A cada uno su Dios, a cada uno sus valores, y sin embargo, el relativismo cultural se desvanece en la primera ocasión en que es puesto a prueba. Nos resulta inaceptable respetar la decisión de arriesgarse a morir, tal vez porque nos cuesta respetar la religión que la motiva.
Y, sin embargo, al minimizar el peso de las convicciones de Albarracini no estamos siendo humanistas sino que por el contrario le estamos negando, a él que sí pudo hablar, decidir, dejar sentada su voluntad, la posibilidad de definirse como más humano: de establecer, con convicción y coraje, en qué condiciones enfrentar a la muerte y cuándo entregarse a ella. No lo tomamos en serio, y deberíamos.

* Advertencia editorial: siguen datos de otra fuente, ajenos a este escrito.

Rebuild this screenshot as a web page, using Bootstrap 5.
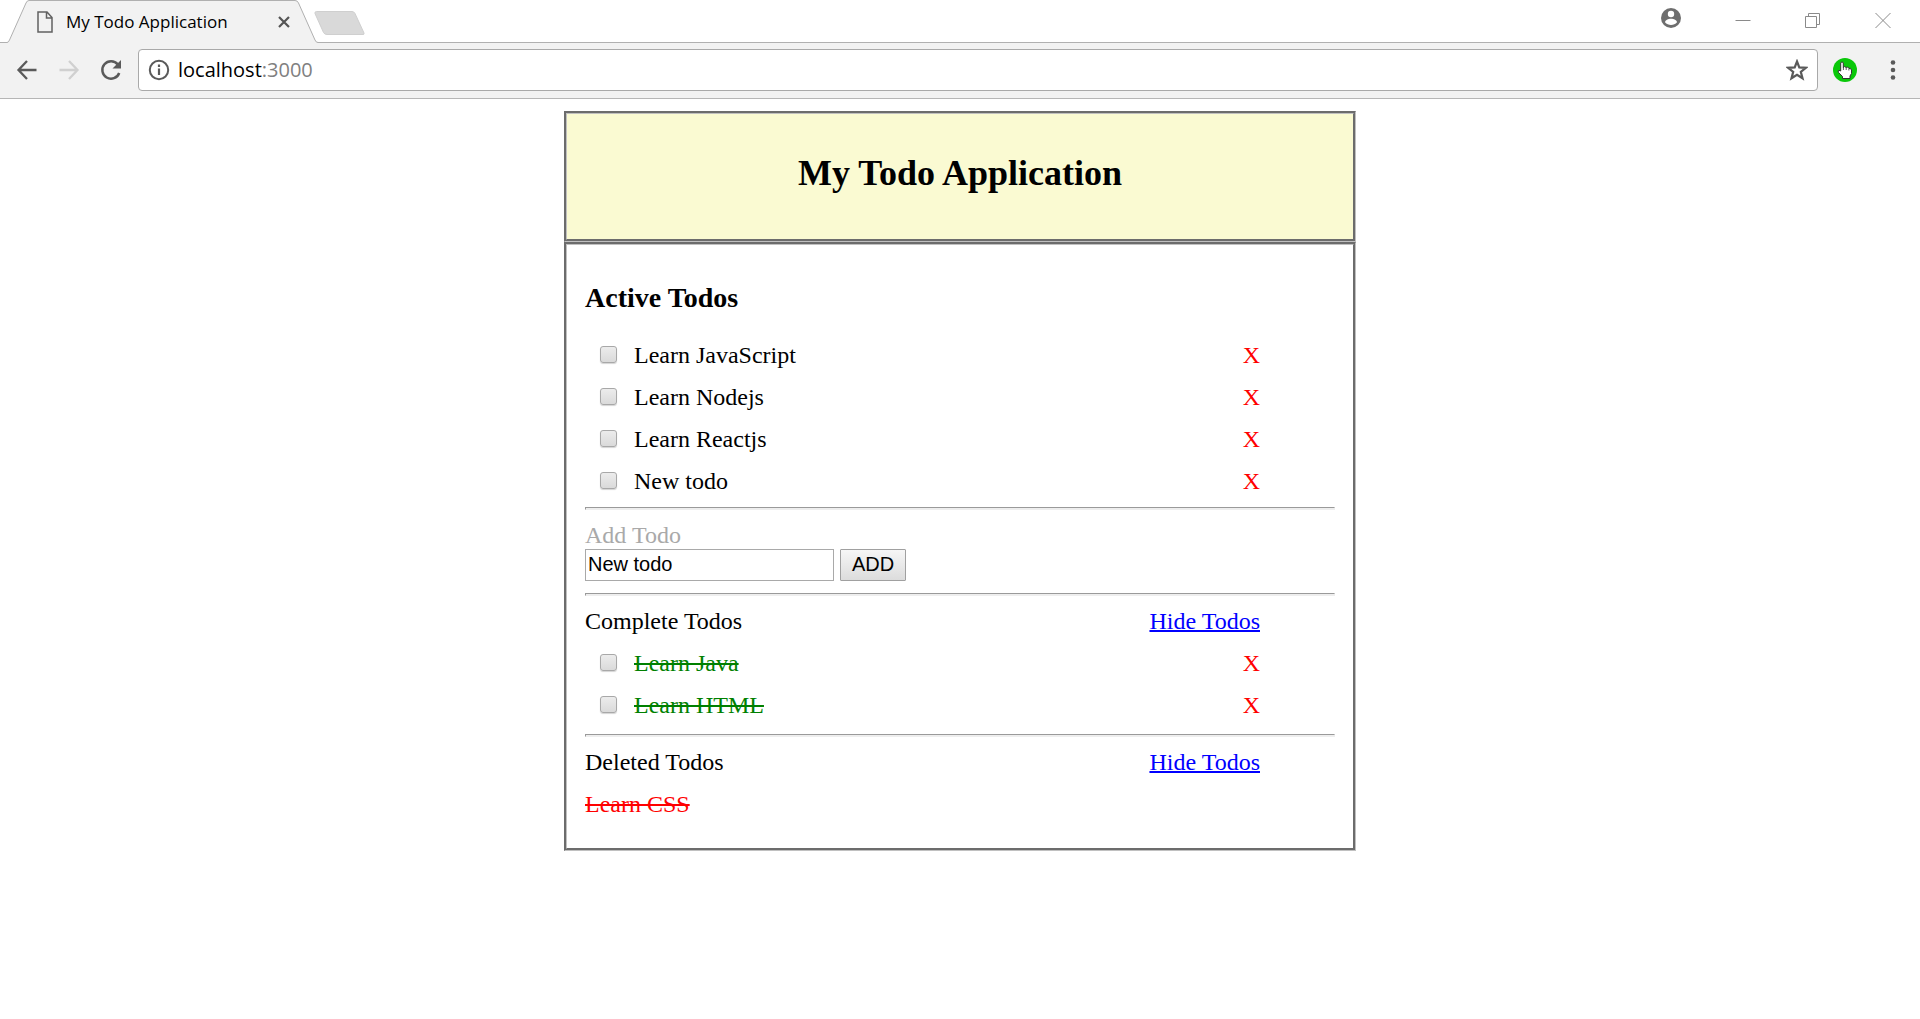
<!DOCTYPE html>
<html lang="en">
<head>
<meta charset="utf-8">
<meta name="viewport" content="width=device-width, initial-scale=1">
<title>My Todo Application</title>
<link href="https://cdn.jsdelivr.net/npm/bootstrap@5.3.0/dist/css/bootstrap.min.css" rel="stylesheet">
<style>
  body { font-family: "Liberation Serif", "Times New Roman", serif; font-size: 24px; line-height: 42px; color: #000; background: #fff; }
  svg { display: block; flex: none; }
  button { color: inherit; }

  /* browser window */
  .browser-ui { font-family: "Open Sans", "Segoe UI", sans-serif; line-height: 24px; }
  .tab-strip { height: 43px; border-bottom: 1px solid #b0b0b0; }
  .tab-item { width: 312px; height: 43px; margin-left: 7px; padding: 0 29px 0 30px; }
  .tab-shape { z-index: -1; }
  .tab-title { font-size: 17px; margin-left: 13px; }
  .new-tab { margin: 11px 0 0 -5px; }
  .window-buttons { padding: 8px 29px 0 0; gap: 54px; }
  .plain-btn { display: block; flex: none; padding: 0; border: 0; background: none; }
  .tool-row { height: 56px; padding: 0 19px 1px 16px; background: #f2f2f2; border-bottom: 1px solid #b6b6b6; }
  .nav-icons { gap: 20px; margin-right: 16px; }
  .address { height: 42px; padding: 0 9px; border: 1px solid #a9a9a9; border-radius: 4px; background: #fff; }
  .address-text { font-size: 20px; margin-left: 8px; }
  .address-port { color: #808080; }
  .tool-icons { gap: 28px; margin-left: 15px; }

  /* todo application */
  .todo-app { max-width: 792px; margin-top: 12px; }
  .groove-box { border: 3px groove #c0c0c0; }
  .app-head { padding: 38px 18px 45px; background: #fafad2; }
  .app-title { font-size: 36px; line-height: 42px; }
  .app-body { padding: 37px 18px 23px; }
  .list-title { font-size: 28px; line-height: 32px; margin-bottom: 20px; }
  .todo-row { width: 90%; }
  .todo-check { appearance: none; width: 17px; height: 17px; margin: 0 17px 2px 15px; border: 1px solid #a8a8a8; border-radius: 3px; background: linear-gradient(#ececec, #dadada); box-shadow: 0 1px 1px #d4d4d4; }
  .delete-btn { color: #f00; }
  .done-text { color: green; text-decoration: line-through; }
  .deleted-text { color: #f00; text-decoration: line-through; }
  .done-text, .deleted-text { text-decoration-thickness: 2px; }
  .toggle-link { color: #00f; text-decoration-thickness: 2px; }
  .rule { height: 3px; margin: 8px 0 4px; border: 1px solid #eee; border-top-color: #9a9a9a; border-left-color: #9a9a9a; background: #eee; opacity: 1; }
  .rule-before-form { margin: 5px 0 12px; }
  .rule-after-form { margin-top: 12px; }
  .add-label { line-height: 27px; color: #a9a9a9; }
  .add-form { gap: 6px; font-family: "Liberation Sans", Arial, sans-serif; font-size: 20px; line-height: 24px; }
  .add-input { width: 249px; height: 32px; padding: 0 2px 2px; border: 1px solid #a9a9a9; color: #000; }
  .add-btn { width: 66px; height: 32px; padding: 0 0 2px; border: 1px solid #a0a0a0; border-radius: 1px; background: linear-gradient(#f6f6f6, #dcdcdc); color: #000; }
</style>
<script src="https://cdn.jsdelivr.net/npm/bootstrap@5.3.0/dist/js/bootstrap.bundle.min.js"></script>
</head>
<body>
<header class="browser-ui">
  <div class="tab-strip d-flex align-items-start">
    <div class="tab-item position-relative z-0 d-flex align-items-center">
      <svg class="tab-shape position-absolute top-0 start-0" width="312" height="43" aria-hidden="true"><path d="M0 42.500Q1.500 42.500 2.500 40L19 3Q20 .5 22 .5H288Q290.500 .5 291.500 3L308 40Q309 42.500 311 42.500H312V43H0Z" fill="#f2f2f2"/><path d="M0 42.500Q1.500 42.500 2.500 40L19 3Q20 .5 22 .5H288Q290.500 .5 291.500 3L308 40Q309 42.500 311 42.500H312" fill="none" stroke="#b0b0b0"/></svg>
      <svg width="16" height="22" viewBox="0 0 16 22" aria-hidden="true"><path d="M1 1H10L15 6.500V21H1ZM9.500 1V7H15" fill="none" stroke="#616161" stroke-width="1.500"/></svg>
      <span class="tab-title">My Todo Application</span>
      <button class="plain-btn ms-auto" type="button" aria-label="Close tab"><svg width="12" height="12" viewBox="0 0 12 12"><path d="M1 1L11 11M11 1L1 11" stroke="#555" stroke-width="2.200"/></svg></button>
    </div>
    <button class="plain-btn new-tab" type="button" aria-label="New tab"><svg width="51" height="25" viewBox="0 0 51 25"><path d="M2.500 .5H38Q40 .5 41 2.500L50 22Q50.500 23.500 49 23.500H13Q10.500 23.500 9.500 21.500L1 2.500Q.500 .5 2.500 .5Z" fill="#d9d9d9" stroke="#cfcfcf"/></svg></button>
    <div class="window-buttons d-flex align-items-start ms-auto">
      <button class="plain-btn" type="button" aria-label="Profile"><svg width="20" height="20" viewBox="0 0 20 20"><circle cx="10" cy="10" r="10" fill="#6e6e6e"/><circle cx="10" cy="6" r="3.200" fill="#fff"/><path d="M4 14.300C4.500 9.500 15.500 9.500 16 14.300C13 18 7 18 4 14.300Z" fill="#fff"/></svg></button>
      <button class="plain-btn" type="button" aria-label="Minimize"><svg width="16" height="21" viewBox="0 0 16 21"><path d="M.5 12.500H15.500" stroke="#8a8a8a"/></svg></button>
      <button class="plain-btn" type="button" aria-label="Restore"><svg width="16" height="21" viewBox="0 0 16 21"><path d="M.5 8.500H11.500V19.500H.5ZM3.500 8.500V5.500H14.500V16.500H11.500" fill="none" stroke="#8a8a8a"/></svg></button>
      <button class="plain-btn" type="button" aria-label="Close"><svg width="16" height="21" viewBox="0 0 16 21"><path d="M.5 5L15.500 20M15.500 5L.5 20" stroke="#8a8a8a"/></svg></button>
    </div>
  </div>
  <div class="tool-row d-flex align-items-center">
    <div class="nav-icons d-flex">
      <button class="plain-btn" type="button" aria-label="Back"><svg width="22" height="22" viewBox="0 0 22 22"><path d="M20.500 11H3M11 2L2.500 11L11 20" fill="none" stroke="#5a5a5a" stroke-width="2.300"/></svg></button>
      <button class="plain-btn" type="button" aria-label="Forward" disabled><svg width="22" height="22" viewBox="0 0 22 22"><path d="M1.500 11H19M11 2L19.500 11L11 20" fill="none" stroke="#d0d0d0" stroke-width="2.300"/></svg></button>
      <button class="plain-btn" type="button" aria-label="Reload"><svg width="22" height="22" viewBox="0 0 22 22"><path d="M17.800 5.500A8.700 8.700 0 1 0 19.200 14" fill="none" stroke="#5a5a5a" stroke-width="2.500"/><path d="M21 1V9.500H12.500Z" fill="#5a5a5a"/></svg></button>
    </div>
    <div class="address d-flex align-items-center flex-grow-1">
      <svg width="22" height="22" viewBox="0 0 22 22" aria-hidden="true"><circle cx="11" cy="11" r="9.200" fill="none" stroke="#5a5a5a" stroke-width="2"/><path d="M11 9.500V16M11 5.500V8" stroke="#5a5a5a" stroke-width="2.200"/></svg>
      <span class="address-text">localhost<span class="address-port">:3000</span></span>
      <button class="plain-btn ms-auto" type="button" aria-label="Bookmark"><svg width="22" height="22" viewBox="0 0 22 22"><path d="M11 2.500L13.300 8.400L19.800 8.800L14.800 12.900L16.500 19.200L11 15.700L5.500 19.200L7.200 12.900L2.200 8.800L8.700 8.400Z" fill="none" stroke="#5a5a5a" stroke-width="2.200"/></svg></button>
    </div>
    <div class="tool-icons d-flex align-items-center">
      <button class="plain-btn" type="button" aria-label="Extension"><svg width="24" height="24" viewBox="0 0 24 24"><circle cx="12" cy="12" r="12" fill="#0ac80a"/><path d="M7.700 4.800Q9 3 10.300 4.800V9.500L11.500 8.600L13.300 9.500L14.800 9L16 10.500L17.300 10.300L18.500 12V15.500L17 18V20.500H9.500V18.500L5.500 14.500Q4.500 12.500 6 12.300L7.700 13Z" fill="#fff" stroke="#333" stroke-width="1"/><path d="M10.400 9V12M13.200 9.500V12M15.900 10.500V12.500" stroke="#333" stroke-width=".8"/></svg></button>
      <button class="plain-btn" type="button" aria-label="Menu"><svg width="16" height="22" viewBox="0 0 16 22" fill="#5a5a5a"><circle cx="8" cy="3.500" r="2.300"/><circle cx="8" cy="11" r="2.300"/><circle cx="8" cy="18.500" r="2.300"/></svg></button>
    </div>
  </div>
</header>

<main class="todo-app w-100 mx-auto">
  <div class="groove-box app-head text-center">
    <h1 class="app-title fw-bold m-0">My Todo Application</h1>
  </div>
  <div class="groove-box app-body">
    <h2 class="list-title fw-bold">Active Todos</h2>
    <ul class="list-unstyled m-0">
      <li class="todo-row d-flex align-items-center"><input class="todo-check" type="checkbox" id="todo-1"><label for="todo-1">Learn JavaScript</label><button class="plain-btn delete-btn ms-auto" type="button">X</button></li>
      <li class="todo-row d-flex align-items-center"><input class="todo-check" type="checkbox" id="todo-2"><label for="todo-2">Learn Nodejs</label><button class="plain-btn delete-btn ms-auto" type="button">X</button></li>
      <li class="todo-row d-flex align-items-center"><input class="todo-check" type="checkbox" id="todo-3"><label for="todo-3">Learn Reactjs</label><button class="plain-btn delete-btn ms-auto" type="button">X</button></li>
      <li class="todo-row d-flex align-items-center"><input class="todo-check" type="checkbox" id="todo-4"><label for="todo-4">New todo</label><button class="plain-btn delete-btn ms-auto" type="button">X</button></li>
    </ul>
    <hr class="rule rule-before-form">
    <form>
      <label class="add-label d-block" for="new-todo">Add Todo</label>
      <div class="add-form d-flex">
        <input class="add-input" type="text" id="new-todo" value="New todo">
        <button class="add-btn" type="button">ADD</button>
      </div>
    </form>
    <hr class="rule rule-after-form">
    <div class="todo-row d-flex justify-content-between"><span>Complete Todos</span><a class="toggle-link" href="#">Hide Todos</a></div>
    <ul class="list-unstyled m-0">
      <li class="todo-row d-flex align-items-center"><input class="todo-check" type="checkbox" id="done-1"><label class="done-text" for="done-1">Learn Java</label><button class="plain-btn delete-btn ms-auto" type="button">X</button></li>
      <li class="todo-row d-flex align-items-center"><input class="todo-check" type="checkbox" id="done-2"><label class="done-text" for="done-2">Learn HTML</label><button class="plain-btn delete-btn ms-auto" type="button">X</button></li>
    </ul>
    <hr class="rule">
    <div class="todo-row d-flex justify-content-between"><span>Deleted Todos</span><a class="toggle-link" href="#">Hide Todos</a></div>
    <ul class="list-unstyled m-0">
      <li class="deleted-text">Learn CSS</li>
    </ul>
  </div>
</main>
</body>
</html>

Vivimos en tiempos afortunadamente seculares, pero hay más en la religión que el supuesto mandato divino. Creer en Dios más allá de la misa del domingo, creer en Dios en circunstancias en que afirmar esa creencia puede significar la muerte, es un acto de la voluntad humana que me parece sagrado en sí mismo. Más, incluso, para quienes no creemos en la vida después de la muerte: surja de donde surja, hay que tener coraje para decir de acá no paso.
En definitiva: la idea de Dios, para quienes creen en él, puede ser un sucedáneo de la voluntad, pero a veces la idea de Dios es el fundamento mismo de la voluntad, probablemente la manifestación más potente y valiosa de lo humano.